Des fonds de verres de rhum, là où quelques cendres finissent en fin de soirée, les phénix renaissent parfois. Un battement de plumes sur la scène marseillaise, le chanteur Renaud viendra se produire au Dôme le lundi 19 décembre 2016 pour la tournée de son nouvel album « Toujours debout ». L’occasion de revenir sur l’un des monuments de la chanson française, l’écroulé reconstruit qui fait lever les mains de toutes les générations.
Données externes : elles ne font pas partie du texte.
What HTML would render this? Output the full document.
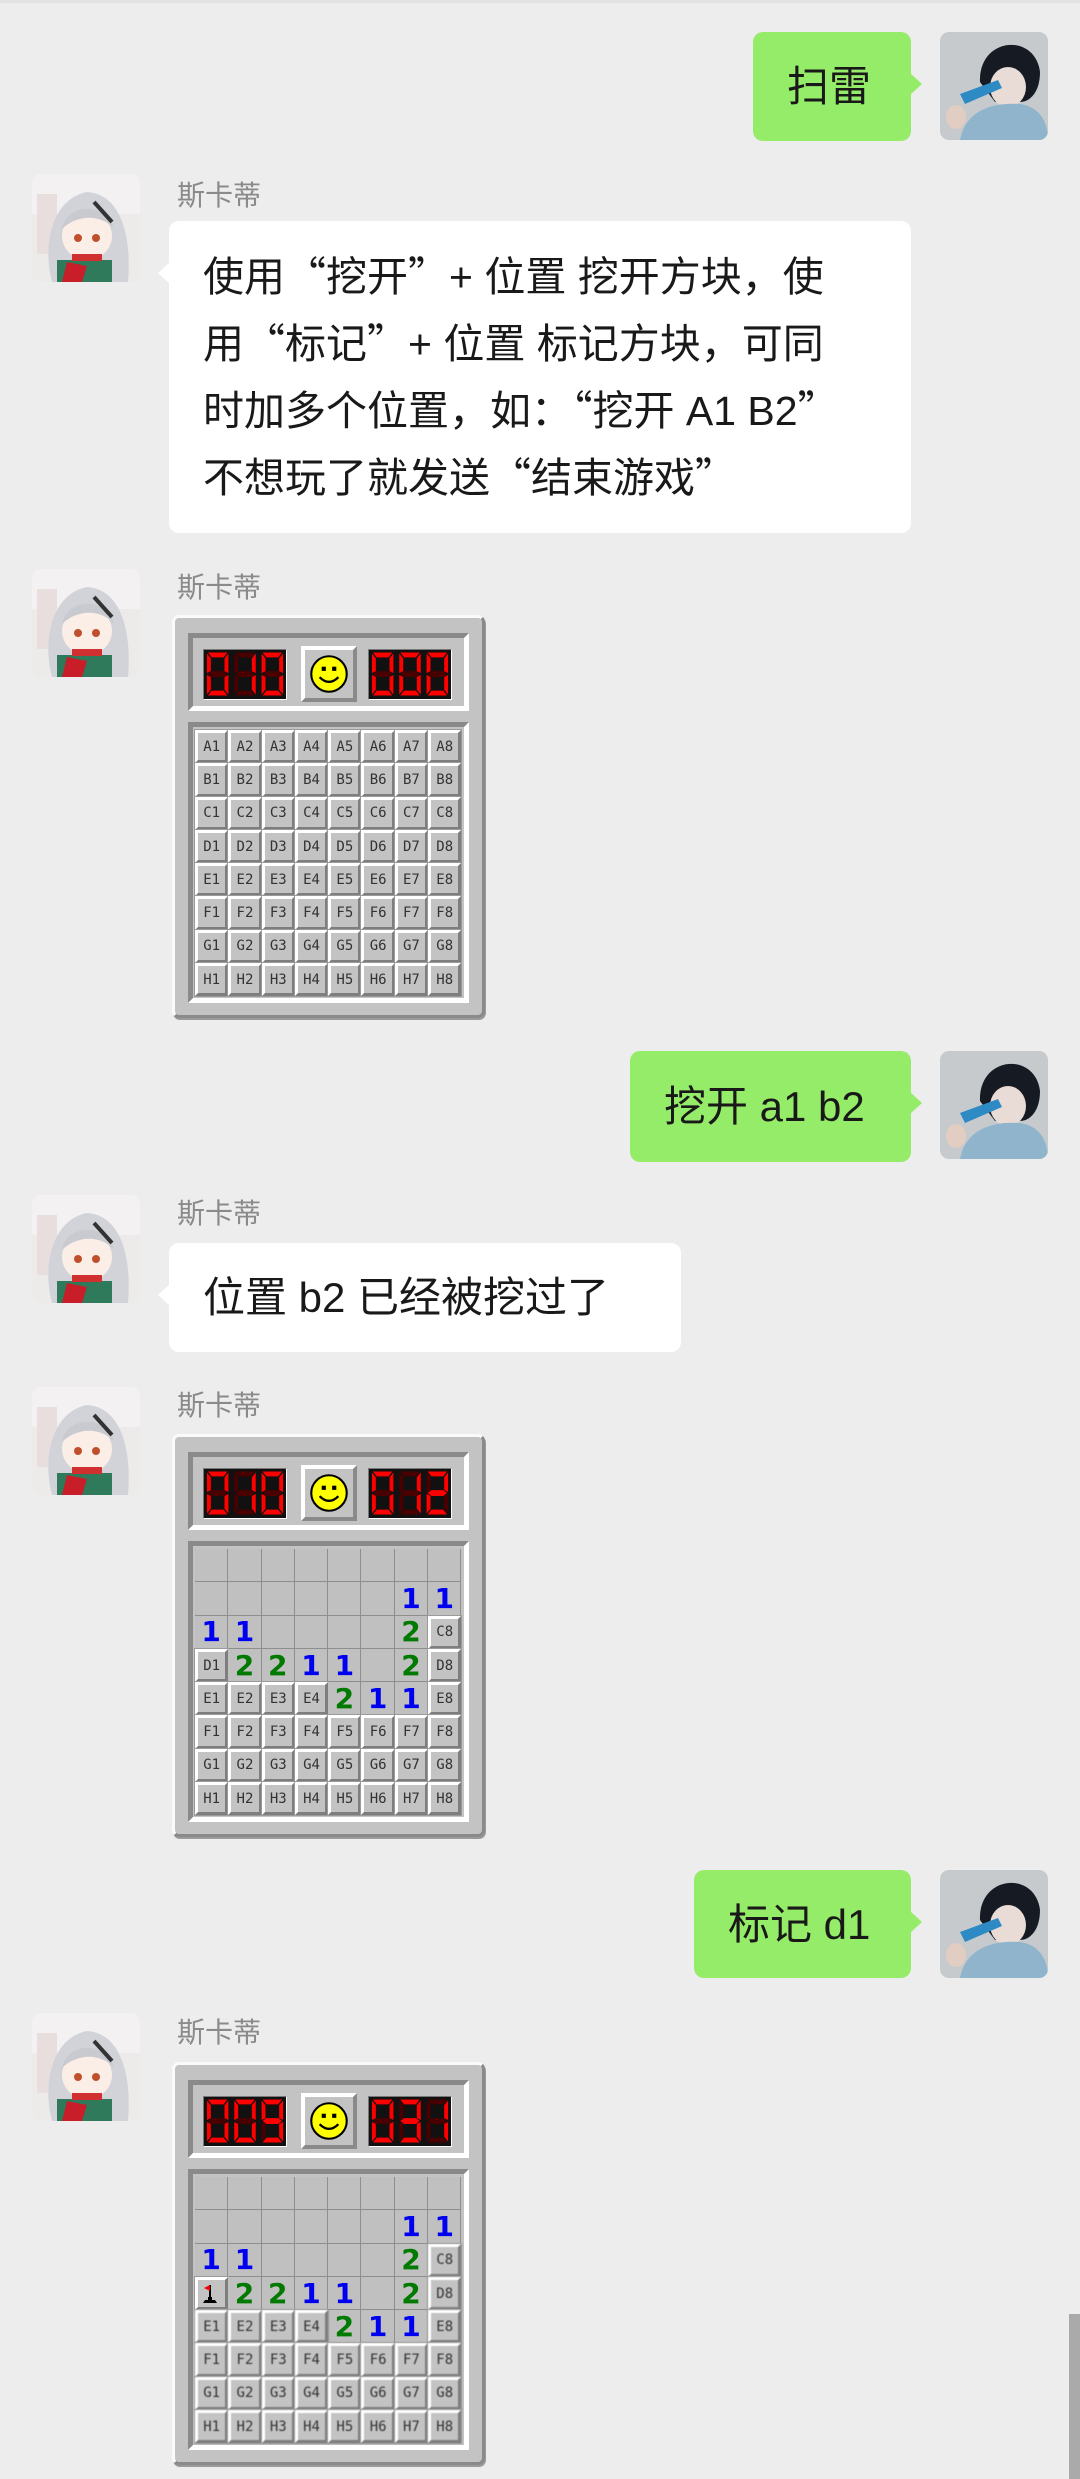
<!DOCTYPE html>
<html><head><meta charset="utf-8"><style>
*{margin:0;padding:0;box-sizing:border-box}
body{width:1080px;height:2479px;background:#ededed;position:relative;overflow:hidden;font-family:"Liberation Sans","Noto Sans CJK SC",sans-serif;color:#191919}
.top{position:absolute;left:0;top:0;width:1080px;height:3px;background:#e2e2e2}
.av{position:absolute;width:108px;height:108px;border-radius:9px;overflow:hidden}
.name{position:absolute;left:177px;font-size:28px;color:#8a8a8a;line-height:34px}
.b{position:absolute;border-radius:10px;font-size:42px;line-height:63px;padding:23px 34px;white-space:nowrap}
.w{background:#fff}
.g{background:#95ec69}
.b:after{content:"";position:absolute;top:41px;width:0;height:0;border-top:11px solid transparent;border-bottom:11px solid transparent}
.w:after{left:-11px;border-right:12px solid #fff}
.g:after{right:-11px;border-left:12px solid #95ec69}
.q{font-family:"Noto Sans CJK SC",sans-serif}
.scroll{position:absolute;left:1069px;top:2314px;width:11px;height:165px;background:#aaa}
.board{position:absolute;left:172px;width:313px;height:403px;background:#c3c3c3;border:3px solid;border-color:#fafafa #8a8a8a #8a8a8a #fafafa;border-radius:7px;box-shadow:1px 2px 0 #9a9a9a}
.hd{position:absolute;left:13px;top:15px;width:281px;height:78px;border:5px solid;border-color:#8a8a8a #fff #fff #8a8a8a}
.lcd{position:absolute;top:11px;width:84px;height:51px;background:#111;border:1px solid;border-color:#777 #fff #fff #777}
.l1{left:10px}.l2{left:175px}
.sm{position:absolute;left:108px;top:8px;width:56px;height:56px;background:#c3c3c3;border:4px solid;border-color:#fff #8a8a8a #8a8a8a #fff}
.gp{position:absolute;left:13px;top:104px;width:281px;height:281px;border:5px solid;border-color:#8a8a8a #fff #fff #8a8a8a;background:#c3c3c3}
.gr{position:absolute;left:2px;top:3px;display:grid;grid-template-columns:repeat(8,33.3px);grid-template-rows:repeat(8,33.3px)}
.gr div{font-family:"DejaVu Sans Mono","Liberation Mono",monospace;display:flex;align-items:center;justify-content:center}
.c{background:#c3c3c3;border:3px solid;border-color:#fff #7e7e7e #7e7e7e #fff;font-size:14px;color:#333;outline:1px solid #9a9a9a}
.o{background:#c0c0c0;border-right:1px solid #8e8e8e;border-bottom:1px solid #8e8e8e;font-family:"DejaVu Sans","Liberation Sans",sans-serif!important;font-weight:bold;font-size:28px}
.n1{color:#0000f0}.n2{color:#007a00}
.bl{filter:blur(0.6px)}
</style></head><body>
<div class="top"></div>
<svg width="0" height="0" style="position:absolute"><defs>
<polygon id="a" points="3,1 23,1 19,6 7,6"/>
<polygon id="b" points="24,2 24,22 20,20 20,7"/>
<polygon id="c" points="24,24 24,44 20,39 20,26"/>
<polygon id="d" points="3,45 23,45 19,40 7,40"/>
<polygon id="e" points="2,24 6,26 6,39 2,44"/>
<polygon id="f" points="2,2 6,7 6,20 2,22"/>
<polygon id="gg" points="3,23 7,20 19,20 23,23 19,26 7,26"/>
<g id="all" fill="#4a0000"><use href="#a"/><use href="#b"/><use href="#c"/><use href="#d"/><use href="#e"/><use href="#f"/><use href="#gg"/></g>
<g id="d0"><use href="#all"/><g fill="#f00"><use href="#a"/><use href="#b"/><use href="#c"/><use href="#d"/><use href="#e"/><use href="#f"/></g></g>
<g id="d1"><use href="#all"/><g fill="#f00"><use href="#b"/><use href="#c"/></g></g>
<g id="d2"><use href="#all"/><g fill="#f00"><use href="#a"/><use href="#b"/><use href="#gg"/><use href="#e"/><use href="#d"/></g></g>
<g id="d3"><use href="#all"/><g fill="#f00"><use href="#a"/><use href="#b"/><use href="#gg"/><use href="#c"/><use href="#d"/></g></g>
<g id="d9"><use href="#all"/><g fill="#f00"><use href="#a"/><use href="#b"/><use href="#c"/><use href="#d"/><use href="#f"/><use href="#gg"/></g></g>
<g id="smile"><circle cx="23" cy="23" r="17" fill="#ff0" stroke="#000" stroke-width="2"/><rect x="16" y="16" width="4" height="4"/><rect x="26" y="16" width="4" height="4"/><path d="M14 26 Q23 35 32 26" fill="none" stroke="#000" stroke-width="2.2"/></g>
<g id="avL"><rect width="108" height="108" fill="#ecebea"/><rect x="0" y="0" width="108" height="40" fill="#f3f1f1"/><rect x="5" y="20" width="20" height="60" fill="#e8dede"/><path d="M20 108 C10 70 20 25 55 18 C88 20 100 60 96 108 Z" fill="#d2d3d8"/><ellipse cx="55" cy="62" rx="25" ry="24" fill="#fbeee6"/><path d="M30 55 C35 28 75 28 82 55 C70 40 45 40 30 55Z" fill="#c9cad0"/><circle cx="46" cy="64" r="4" fill="#c0502d"/><circle cx="64" cy="64" r="4" fill="#c0502d"/><path d="M62 28 L80 48" stroke="#333" stroke-width="4"/><rect x="25" y="86" width="55" height="22" fill="#2e7a5a"/><path d="M30 108 L35 88 L55 92 L50 108Z" fill="#c81e2a"/><rect x="40" y="80" width="30" height="7" fill="#d03030"/></g>
<g id="avR"><rect width="108" height="108" fill="#c6cacd"/><path d="M40 50 C38 5 95 0 100 40 C100 60 90 70 80 70 L55 70 Z" fill="#161a22"/><ellipse cx="68" cy="55" rx="18" ry="20" fill="#e9dcd6"/><path d="M20 108 C25 80 50 70 80 72 C100 75 108 90 108 108Z" fill="#8fb4cc"/><path d="M20 62 L58 48 L62 56 L25 72Z" fill="#2d8ac4"/><ellipse cx="16" cy="85" rx="10" ry="12" fill="#e2cdc3"/></g>
</defs></svg>

<div class="b g" style="left:753px;top:32px;width:158px;height:109px">扫雷</div>
<svg class="av" style="left:940px;top:32px" viewBox="0 0 108 108"><use href="#avR"/></svg>

<svg class="av" style="left:32px;top:174px" viewBox="0 0 108 108"><use href="#avL"/></svg>
<div class="name" style="top:179px">斯卡蒂</div>
<div class="b w" style="left:169px;top:221px;width:742px;height:312px;padding:21px 20px 0 34px;font-size:41px">使用<span class="q">“</span>挖开<span class="q">”</span>+ 位置 挖开方块，使<br>用<span class="q">“</span>标记<span class="q">”</span>+ 位置 标记方块，可同<br>时加多个位置，如：<span class="q">“</span>挖开 A1 B2<span class="q">”</span><br>不想玩了就发送<span class="q">“</span>结束游戏<span class="q">”</span></div>

<svg class="av" style="left:32px;top:569px" viewBox="0 0 108 108"><use href="#avL"/></svg>
<div class="name" style="top:571px">斯卡蒂</div>
<div class="board" style="top:615px">
 <div class="hd">
  <svg class="lcd l1" viewBox="0 0 84 49"><use href="#d0" x="1" y="1"/><use href="#d1" x="29" y="1"/><use href="#d0" x="57" y="1"/></svg>
  <svg class="sm" viewBox="0 0 46 46"><use href="#smile"/></svg>
  <svg class="lcd l2" viewBox="0 0 84 49"><use href="#d0" x="1" y="1"/><use href="#d0" x="29" y="1"/><use href="#d0" x="57" y="1"/></svg>
 </div>
 <div class="gp"><div class="gr">
<div class="c">A1</div><div class="c">A2</div><div class="c">A3</div><div class="c">A4</div><div class="c">A5</div><div class="c">A6</div><div class="c">A7</div><div class="c">A8</div>
<div class="c">B1</div><div class="c">B2</div><div class="c">B3</div><div class="c">B4</div><div class="c">B5</div><div class="c">B6</div><div class="c">B7</div><div class="c">B8</div>
<div class="c">C1</div><div class="c">C2</div><div class="c">C3</div><div class="c">C4</div><div class="c">C5</div><div class="c">C6</div><div class="c">C7</div><div class="c">C8</div>
<div class="c">D1</div><div class="c">D2</div><div class="c">D3</div><div class="c">D4</div><div class="c">D5</div><div class="c">D6</div><div class="c">D7</div><div class="c">D8</div>
<div class="c">E1</div><div class="c">E2</div><div class="c">E3</div><div class="c">E4</div><div class="c">E5</div><div class="c">E6</div><div class="c">E7</div><div class="c">E8</div>
<div class="c">F1</div><div class="c">F2</div><div class="c">F3</div><div class="c">F4</div><div class="c">F5</div><div class="c">F6</div><div class="c">F7</div><div class="c">F8</div>
<div class="c">G1</div><div class="c">G2</div><div class="c">G3</div><div class="c">G4</div><div class="c">G5</div><div class="c">G6</div><div class="c">G7</div><div class="c">G8</div>
<div class="c">H1</div><div class="c">H2</div><div class="c">H3</div><div class="c">H4</div><div class="c">H5</div><div class="c">H6</div><div class="c">H7</div><div class="c">H8</div>
 </div></div>
</div>

<div class="b g" style="left:630px;top:1051px;width:281px;height:111px;padding-top:24px">挖开 a1 b2</div>
<svg class="av" style="left:940px;top:1051px" viewBox="0 0 108 108"><use href="#avR"/></svg>

<svg class="av" style="left:32px;top:1195px" viewBox="0 0 108 108"><use href="#avL"/></svg>
<div class="name" style="top:1197px">斯卡蒂</div>
<div class="b w" style="left:169px;top:1243px;width:512px;height:109px">位置 b2 已经被挖过了</div>

<svg class="av" style="left:32px;top:1387px" viewBox="0 0 108 108"><use href="#avL"/></svg>
<div class="name" style="top:1389px">斯卡蒂</div>
<div class="board" style="top:1434px">
 <div class="hd">
  <svg class="lcd l1" viewBox="0 0 84 49"><use href="#d0" x="1" y="1"/><use href="#d1" x="29" y="1"/><use href="#d0" x="57" y="1"/></svg>
  <svg class="sm" viewBox="0 0 46 46"><use href="#smile"/></svg>
  <svg class="lcd l2" viewBox="0 0 84 49"><use href="#d0" x="1" y="1"/><use href="#d1" x="29" y="1"/><use href="#d2" x="57" y="1"/></svg>
 </div>
 <div class="gp"><div class="gr">
<div class="o"></div><div class="o"></div><div class="o"></div><div class="o"></div><div class="o"></div><div class="o"></div><div class="o"></div><div class="o"></div>
<div class="o"></div><div class="o"></div><div class="o"></div><div class="o"></div><div class="o"></div><div class="o"></div><div class="o n1">1</div><div class="o n1">1</div>
<div class="o n1">1</div><div class="o n1">1</div><div class="o"></div><div class="o"></div><div class="o"></div><div class="o"></div><div class="o n2">2</div><div class="c">C8</div>
<div class="c">D1</div><div class="o n2">2</div><div class="o n2">2</div><div class="o n1">1</div><div class="o n1">1</div><div class="o"></div><div class="o n2">2</div><div class="c">D8</div>
<div class="c">E1</div><div class="c">E2</div><div class="c">E3</div><div class="c">E4</div><div class="o n2">2</div><div class="o n1">1</div><div class="o n1">1</div><div class="c">E8</div>
<div class="c">F1</div><div class="c">F2</div><div class="c">F3</div><div class="c">F4</div><div class="c">F5</div><div class="c">F6</div><div class="c">F7</div><div class="c">F8</div>
<div class="c">G1</div><div class="c">G2</div><div class="c">G3</div><div class="c">G4</div><div class="c">G5</div><div class="c">G6</div><div class="c">G7</div><div class="c">G8</div>
<div class="c">H1</div><div class="c">H2</div><div class="c">H3</div><div class="c">H4</div><div class="c">H5</div><div class="c">H6</div><div class="c">H7</div><div class="c">H8</div>
 </div></div>
</div>

<div class="b g" style="left:694px;top:1870px;width:217px;height:108px">标记 d1</div>
<svg class="av" style="left:940px;top:1870px" viewBox="0 0 108 108"><use href="#avR"/></svg>

<svg class="av" style="left:32px;top:2013px" viewBox="0 0 108 108"><use href="#avL"/></svg>
<div class="name" style="top:2016px">斯卡蒂</div>
<div class="board" style="top:2062px">
 <div class="hd">
  <svg class="lcd l1" viewBox="0 0 84 49"><use href="#d0" x="1" y="1"/><use href="#d0" x="29" y="1"/><use href="#d9" x="57" y="1"/></svg>
  <svg class="sm" viewBox="0 0 46 46"><use href="#smile"/></svg>
  <svg class="lcd l2" viewBox="0 0 84 49"><use href="#d0" x="1" y="1"/><use href="#d3" x="29" y="1"/><use href="#d1" x="57" y="1"/></svg>
 </div>
 <div class="gp"><div class="gr">
<div class="o"></div><div class="o"></div><div class="o"></div><div class="o"></div><div class="o"></div><div class="o"></div><div class="o"></div><div class="o"></div>
<div class="o"></div><div class="o"></div><div class="o"></div><div class="o"></div><div class="o"></div><div class="o"></div><div class="o n1">1</div><div class="o n1">1</div>
<div class="o n1">1</div><div class="o n1">1</div><div class="o"></div><div class="o"></div><div class="o"></div><div class="o"></div><div class="o n2">2</div><div class="c bl">C8</div>
<div class="c"><svg width="22" height="22" viewBox="0 0 22 22"><path d="M9 2 L9 14" stroke="#000" stroke-width="2"/><path d="M9 2 L3 5 L9 8Z" fill="#e00"/><path d="M4 17 L14 17 L16 20 L2 20Z" fill="#000"/><rect x="7" y="14" width="4" height="3"/></svg></div><div class="o n2">2</div><div class="o n2">2</div><div class="o n1">1</div><div class="o n1">1</div><div class="o"></div><div class="o n2">2</div><div class="c bl">D8</div>
<div class="c bl">E1</div><div class="c bl">E2</div><div class="c bl">E3</div><div class="c bl">E4</div><div class="o n2">2</div><div class="o n1">1</div><div class="o n1">1</div><div class="c bl">E8</div>
<div class="c bl">F1</div><div class="c bl">F2</div><div class="c bl">F3</div><div class="c bl">F4</div><div class="c bl">F5</div><div class="c bl">F6</div><div class="c bl">F7</div><div class="c bl">F8</div>
<div class="c bl">G1</div><div class="c bl">G2</div><div class="c bl">G3</div><div class="c bl">G4</div><div class="c bl">G5</div><div class="c bl">G6</div><div class="c bl">G7</div><div class="c bl">G8</div>
<div class="c bl">H1</div><div class="c bl">H2</div><div class="c bl">H3</div><div class="c bl">H4</div><div class="c bl">H5</div><div class="c bl">H6</div><div class="c bl">H7</div><div class="c bl">H8</div>
 </div></div>
</div>

<div class="scroll"></div>
</body></html>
Du jour où il sut lire, il fut poète
L’année 1952, un genre de poète peu commun voit le jour dans le quatorzième arrondissement de Paris. Un frère jumeau et des yeux bleus mélodieux, Renaud Séchan grandit sur le sein d’une maman prolétaire, s’abreuvant du lait protestataire de papa. Une enfance à la confiture, vive la vie, il s’oriente dès son plus jeune âge vers le dessin et l’écriture, s’évacuant du nuage opaque qu’est l’école, l’autorité finalement. À l’adolescence c’est un ivrogne du rêve. Il a les opinions d’un monde qu’il veut meilleur, s’intéresse à la politique et proteste à la Sorbonne en Mai 68. C’est là qu’il va écrire sa première chanson « Crève Salope ». Déjà cette méfiance impolie des forces de l’ordre et de l’autorité qui ne le quitteront plus. Aujourd’hui tout a continué, les manifestations conjuguées au présent, l’apprentissage de l’inquiétude par les étudiants et le beurre des médias que l’on aime discréditer. Mais les révoltes sont muettes.
Renaud y mettait les mots
S’il eut l’ambition de devenir comédien, il a joué le rôle de l’écrivain. Du porteur de paroles qui ouvre les portes aux autres : à ceux de la rue, aux rebuts de la société qui n’a que des problèmes. De l’argot de la scène aux ragots de la rue, le monde aurait mauvaise haleine. Les journaux vous l’apprennent : vous seriez plus malheureux que ce que vous ne le croyez, prétend un dernier sondage. Le chanteur soulevait les poings ainsi que les problèmes. Ces vieux textes résonnent désormais dans des prolongations auriculaires, vos écouteurs dans le métro. On avait quelques frasques en tête, nous la génération 90’, le souvenir d’un bandana rouge et les accords de « Société tu m’auras pas ». La prose ne laisse personne indifférent, Renaud est un chanteur intergénérationnel. Pire, la relève lui voue un profond respect : « Un talent brut » s’articule dans leurs bouches. Comme s’ils gardaient le souvenir d’une époque qu’ils n’ont pas connue. Ou bien celle dans laquelle ils ont grandi, nostalgie des chansons à texte… Sur nos berceaux « Mistral Gagnant », une comptine à la guitare.
Un chanteur maudit
Rebel devenu loubard, écorché vif et père de
famille. Une autre époque quand il s’assagit. Mais l’incident du Parc Gorki
à Moscou pour le Festival mondial des jeunes et des étudiants en 1985, lui
fout l’épine d’une rose en plein cœur. Entamant une reprise du « Déserteur »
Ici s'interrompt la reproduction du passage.